# PROBLEM TO WORK ON
Give an exact copy of every line, leaving images out.

========

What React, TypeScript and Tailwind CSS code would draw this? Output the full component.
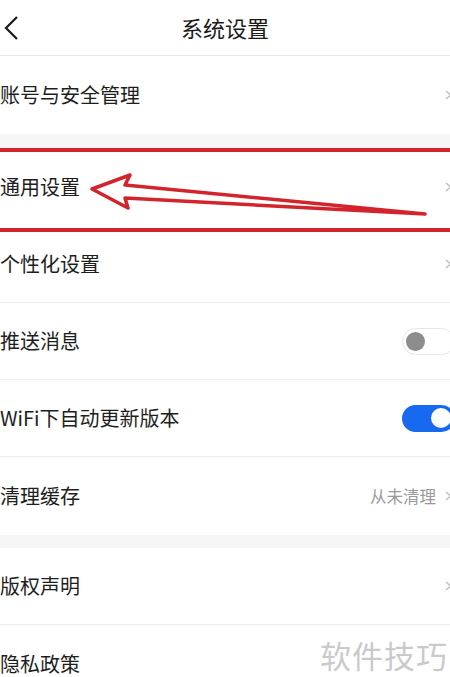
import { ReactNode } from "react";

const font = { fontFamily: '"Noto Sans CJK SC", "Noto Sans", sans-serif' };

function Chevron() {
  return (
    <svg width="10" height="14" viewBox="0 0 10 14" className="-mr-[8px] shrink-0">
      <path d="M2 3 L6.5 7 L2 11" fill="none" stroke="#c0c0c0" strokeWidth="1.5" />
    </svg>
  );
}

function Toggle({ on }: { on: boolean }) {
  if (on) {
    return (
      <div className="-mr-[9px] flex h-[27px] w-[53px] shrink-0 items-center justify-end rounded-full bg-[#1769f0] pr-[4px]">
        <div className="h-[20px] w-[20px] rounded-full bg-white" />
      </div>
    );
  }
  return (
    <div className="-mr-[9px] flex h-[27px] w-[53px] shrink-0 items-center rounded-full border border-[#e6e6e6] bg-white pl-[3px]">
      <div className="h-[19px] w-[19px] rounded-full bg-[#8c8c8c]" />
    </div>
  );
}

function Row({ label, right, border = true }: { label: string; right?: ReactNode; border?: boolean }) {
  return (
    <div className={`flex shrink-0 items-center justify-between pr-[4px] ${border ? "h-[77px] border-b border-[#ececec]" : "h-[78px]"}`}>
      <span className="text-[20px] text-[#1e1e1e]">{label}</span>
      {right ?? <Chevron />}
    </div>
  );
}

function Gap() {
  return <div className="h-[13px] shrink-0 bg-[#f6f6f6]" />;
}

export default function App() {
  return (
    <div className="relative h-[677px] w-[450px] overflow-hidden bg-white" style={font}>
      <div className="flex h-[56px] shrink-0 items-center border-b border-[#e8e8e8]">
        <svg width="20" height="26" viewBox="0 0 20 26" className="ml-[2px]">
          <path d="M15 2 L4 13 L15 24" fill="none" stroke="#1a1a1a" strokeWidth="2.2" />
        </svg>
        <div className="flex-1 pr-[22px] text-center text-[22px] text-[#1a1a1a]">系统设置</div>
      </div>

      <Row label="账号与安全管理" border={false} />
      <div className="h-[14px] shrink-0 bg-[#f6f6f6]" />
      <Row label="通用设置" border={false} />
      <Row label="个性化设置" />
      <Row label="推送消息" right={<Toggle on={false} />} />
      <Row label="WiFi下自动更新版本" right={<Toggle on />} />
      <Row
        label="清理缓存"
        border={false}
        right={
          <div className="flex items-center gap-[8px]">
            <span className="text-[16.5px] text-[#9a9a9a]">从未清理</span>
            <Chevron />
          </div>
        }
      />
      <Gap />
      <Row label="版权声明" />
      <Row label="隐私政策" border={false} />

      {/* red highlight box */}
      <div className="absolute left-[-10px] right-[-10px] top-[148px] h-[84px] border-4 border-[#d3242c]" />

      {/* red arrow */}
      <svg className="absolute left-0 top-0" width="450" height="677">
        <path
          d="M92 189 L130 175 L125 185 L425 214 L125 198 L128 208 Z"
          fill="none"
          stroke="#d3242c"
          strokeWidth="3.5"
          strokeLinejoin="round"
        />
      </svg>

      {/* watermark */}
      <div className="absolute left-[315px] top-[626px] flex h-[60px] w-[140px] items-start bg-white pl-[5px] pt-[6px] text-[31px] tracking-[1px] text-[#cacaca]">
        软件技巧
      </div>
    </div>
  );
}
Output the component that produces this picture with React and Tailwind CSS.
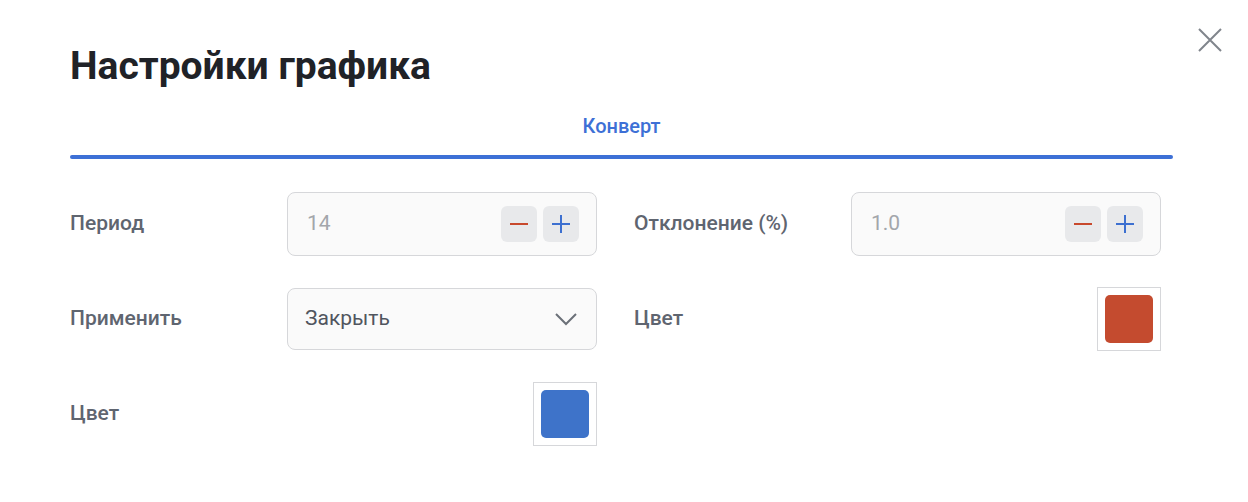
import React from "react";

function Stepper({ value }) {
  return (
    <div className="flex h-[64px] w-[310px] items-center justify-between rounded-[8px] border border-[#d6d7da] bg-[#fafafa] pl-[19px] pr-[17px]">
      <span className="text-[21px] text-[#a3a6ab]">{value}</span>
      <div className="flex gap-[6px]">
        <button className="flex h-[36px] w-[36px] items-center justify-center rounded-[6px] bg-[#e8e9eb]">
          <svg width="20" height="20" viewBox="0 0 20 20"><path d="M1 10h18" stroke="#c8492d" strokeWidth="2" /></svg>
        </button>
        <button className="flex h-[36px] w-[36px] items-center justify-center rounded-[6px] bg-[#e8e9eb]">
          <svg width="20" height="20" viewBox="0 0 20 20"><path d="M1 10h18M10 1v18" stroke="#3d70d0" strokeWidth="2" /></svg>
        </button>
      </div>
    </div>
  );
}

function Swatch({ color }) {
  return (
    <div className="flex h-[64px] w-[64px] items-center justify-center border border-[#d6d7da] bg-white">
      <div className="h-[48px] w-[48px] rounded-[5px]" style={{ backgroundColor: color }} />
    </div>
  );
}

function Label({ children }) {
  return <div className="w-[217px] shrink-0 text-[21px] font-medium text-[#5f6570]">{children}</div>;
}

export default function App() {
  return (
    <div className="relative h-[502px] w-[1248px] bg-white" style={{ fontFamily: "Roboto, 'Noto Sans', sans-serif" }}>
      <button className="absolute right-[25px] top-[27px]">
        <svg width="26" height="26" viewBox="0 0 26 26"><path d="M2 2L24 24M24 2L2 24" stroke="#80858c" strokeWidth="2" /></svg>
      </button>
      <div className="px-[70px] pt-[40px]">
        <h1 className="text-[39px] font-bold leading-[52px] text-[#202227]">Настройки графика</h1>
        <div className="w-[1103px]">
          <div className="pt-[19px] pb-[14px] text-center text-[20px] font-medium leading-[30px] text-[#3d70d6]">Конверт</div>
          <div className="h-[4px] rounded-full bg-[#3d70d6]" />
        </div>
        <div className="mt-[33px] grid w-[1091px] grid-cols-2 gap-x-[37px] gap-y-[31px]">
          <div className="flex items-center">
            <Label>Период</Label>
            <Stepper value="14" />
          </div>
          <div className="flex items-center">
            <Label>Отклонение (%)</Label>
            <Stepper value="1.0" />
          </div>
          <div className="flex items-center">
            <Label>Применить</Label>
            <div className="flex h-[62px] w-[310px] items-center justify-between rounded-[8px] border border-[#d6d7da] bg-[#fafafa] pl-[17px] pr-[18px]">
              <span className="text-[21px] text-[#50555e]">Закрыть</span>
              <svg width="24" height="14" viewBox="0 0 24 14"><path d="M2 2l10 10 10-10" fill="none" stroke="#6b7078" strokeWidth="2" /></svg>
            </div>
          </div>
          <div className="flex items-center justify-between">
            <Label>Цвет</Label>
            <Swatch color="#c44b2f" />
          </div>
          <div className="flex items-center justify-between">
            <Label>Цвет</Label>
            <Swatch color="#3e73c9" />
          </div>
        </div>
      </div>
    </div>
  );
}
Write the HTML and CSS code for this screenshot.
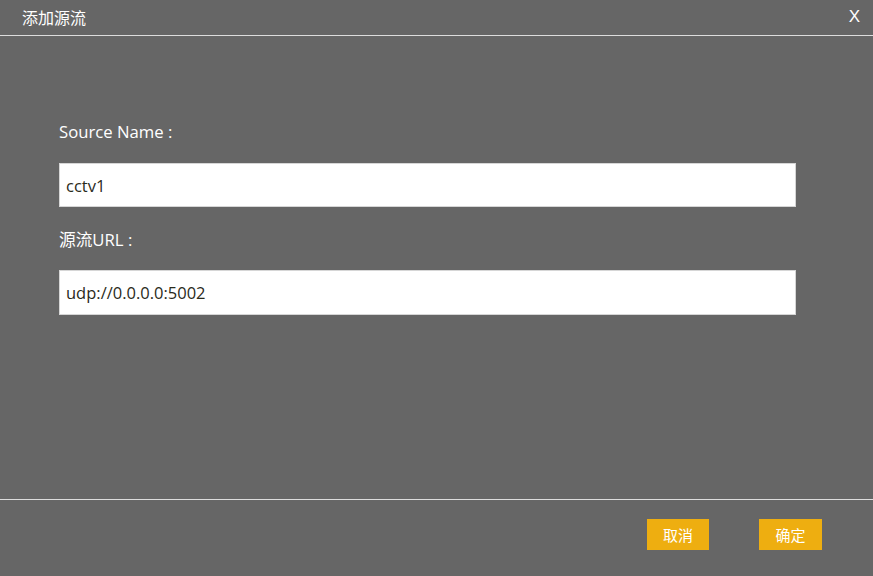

========

# PROBLEM SOLUTION
What React, TypeScript and Tailwind CSS code would draw this? Output the full component.
import { ReactNode } from "react";

const font = { fontFamily: '"Noto Sans CJK SC", "Noto Sans", sans-serif' };

function Chevron() {
  return (
    <svg width="10" height="14" viewBox="0 0 10 14" className="-mr-[8px] shrink-0">
      <path d="M2 3 L6.5 7 L2 11" fill="none" stroke="#c0c0c0" strokeWidth="1.5" />
    </svg>
  );
}

function Toggle({ on }: { on: boolean }) {
  if (on) {
    return (
      <div className="-mr-[9px] flex h-[27px] w-[53px] shrink-0 items-center justify-end rounded-full bg-[#1769f0] pr-[4px]">
        <div className="h-[20px] w-[20px] rounded-full bg-white" />
      </div>
    );
  }
  return (
    <div className="-mr-[9px] flex h-[27px] w-[53px] shrink-0 items-center rounded-full border border-[#e6e6e6] bg-white pl-[3px]">
      <div className="h-[19px] w-[19px] rounded-full bg-[#8c8c8c]" />
    </div>
  );
}

function Row({ label, right, border = true }: { label: string; right?: ReactNode; border?: boolean }) {
  return (
    <div className={`flex shrink-0 items-center justify-between pr-[4px] ${border ? "h-[77px] border-b border-[#ececec]" : "h-[78px]"}`}>
      <span className="text-[20px] text-[#1e1e1e]">{label}</span>
      {right ?? <Chevron />}
    </div>
  );
}

function Gap() {
  return <div className="h-[13px] shrink-0 bg-[#f6f6f6]" />;
}

export default function App() {
  return (
    <div className="relative h-[677px] w-[450px] overflow-hidden bg-white" style={font}>
      <div className="flex h-[56px] shrink-0 items-center border-b border-[#e8e8e8]">
        <svg width="20" height="26" viewBox="0 0 20 26" className="ml-[2px]">
          <path d="M15 2 L4 13 L15 24" fill="none" stroke="#1a1a1a" strokeWidth="2.2" />
        </svg>
        <div className="flex-1 pr-[22px] text-center text-[22px] text-[#1a1a1a]">系统设置</div>
      </div>

      <Row label="账号与安全管理" border={false} />
      <div className="h-[14px] shrink-0 bg-[#f6f6f6]" />
      <Row label="通用设置" border={false} />
      <Row label="个性化设置" />
      <Row label="推送消息" right={<Toggle on={false} />} />
      <Row label="WiFi下自动更新版本" right={<Toggle on />} />
      <Row
        label="清理缓存"
        border={false}
        right={
          <div className="flex items-center gap-[8px]">
            <span className="text-[16.5px] text-[#9a9a9a]">从未清理</span>
            <Chevron />
          </div>
        }
      />
      <Gap />
      <Row label="版权声明" />
      <Row label="隐私政策" border={false} />

      {/* red highlight box */}
      <div className="absolute left-[-10px] right-[-10px] top-[148px] h-[84px] border-4 border-[#d3242c]" />

      {/* red arrow */}
      <svg className="absolute left-0 top-0" width="450" height="677">
        <path
          d="M92 189 L130 175 L125 185 L425 214 L125 198 L128 208 Z"
          fill="none"
          stroke="#d3242c"
          strokeWidth="3.5"
          strokeLinejoin="round"
        />
      </svg>

      {/* watermark */}
      <div className="absolute left-[315px] top-[626px] flex h-[60px] w-[140px] items-start bg-white pl-[5px] pt-[6px] text-[31px] tracking-[1px] text-[#cacaca]">
        软件技巧
      </div>
    </div>
  );
}
Output the component that produces this picture with React and Tailwind CSS.
import React from "react";

function Stepper({ value }) {
  return (
    <div className="flex h-[64px] w-[310px] items-center justify-between rounded-[8px] border border-[#d6d7da] bg-[#fafafa] pl-[19px] pr-[17px]">
      <span className="text-[21px] text-[#a3a6ab]">{value}</span>
      <div className="flex gap-[6px]">
        <button className="flex h-[36px] w-[36px] items-center justify-center rounded-[6px] bg-[#e8e9eb]">
          <svg width="20" height="20" viewBox="0 0 20 20"><path d="M1 10h18" stroke="#c8492d" strokeWidth="2" /></svg>
        </button>
        <button className="flex h-[36px] w-[36px] items-center justify-center rounded-[6px] bg-[#e8e9eb]">
          <svg width="20" height="20" viewBox="0 0 20 20"><path d="M1 10h18M10 1v18" stroke="#3d70d0" strokeWidth="2" /></svg>
        </button>
      </div>
    </div>
  );
}

function Swatch({ color }) {
  return (
    <div className="flex h-[64px] w-[64px] items-center justify-center border border-[#d6d7da] bg-white">
      <div className="h-[48px] w-[48px] rounded-[5px]" style={{ backgroundColor: color }} />
    </div>
  );
}

function Label({ children }) {
  return <div className="w-[217px] shrink-0 text-[21px] font-medium text-[#5f6570]">{children}</div>;
}

export default function App() {
  return (
    <div className="relative h-[502px] w-[1248px] bg-white" style={{ fontFamily: "Roboto, 'Noto Sans', sans-serif" }}>
      <button className="absolute right-[25px] top-[27px]">
        <svg width="26" height="26" viewBox="0 0 26 26"><path d="M2 2L24 24M24 2L2 24" stroke="#80858c" strokeWidth="2" /></svg>
      </button>
      <div className="px-[70px] pt-[40px]">
        <h1 className="text-[39px] font-bold leading-[52px] text-[#202227]">Настройки графика</h1>
        <div className="w-[1103px]">
          <div className="pt-[19px] pb-[14px] text-center text-[20px] font-medium leading-[30px] text-[#3d70d6]">Конверт</div>
          <div className="h-[4px] rounded-full bg-[#3d70d6]" />
        </div>
        <div className="mt-[33px] grid w-[1091px] grid-cols-2 gap-x-[37px] gap-y-[31px]">
          <div className="flex items-center">
            <Label>Период</Label>
            <Stepper value="14" />
          </div>
          <div className="flex items-center">
            <Label>Отклонение (%)</Label>
            <Stepper value="1.0" />
          </div>
          <div className="flex items-center">
            <Label>Применить</Label>
            <div className="flex h-[62px] w-[310px] items-center justify-between rounded-[8px] border border-[#d6d7da] bg-[#fafafa] pl-[17px] pr-[18px]">
              <span className="text-[21px] text-[#50555e]">Закрыть</span>
              <svg width="24" height="14" viewBox="0 0 24 14"><path d="M2 2l10 10 10-10" fill="none" stroke="#6b7078" strokeWidth="2" /></svg>
            </div>
          </div>
          <div className="flex items-center justify-between">
            <Label>Цвет</Label>
            <Swatch color="#c44b2f" />
          </div>
          <div className="flex items-center justify-between">
            <Label>Цвет</Label>
            <Swatch color="#3e73c9" />
          </div>
        </div>
      </div>
    </div>
  );
}
Write the HTML and CSS code for this screenshot.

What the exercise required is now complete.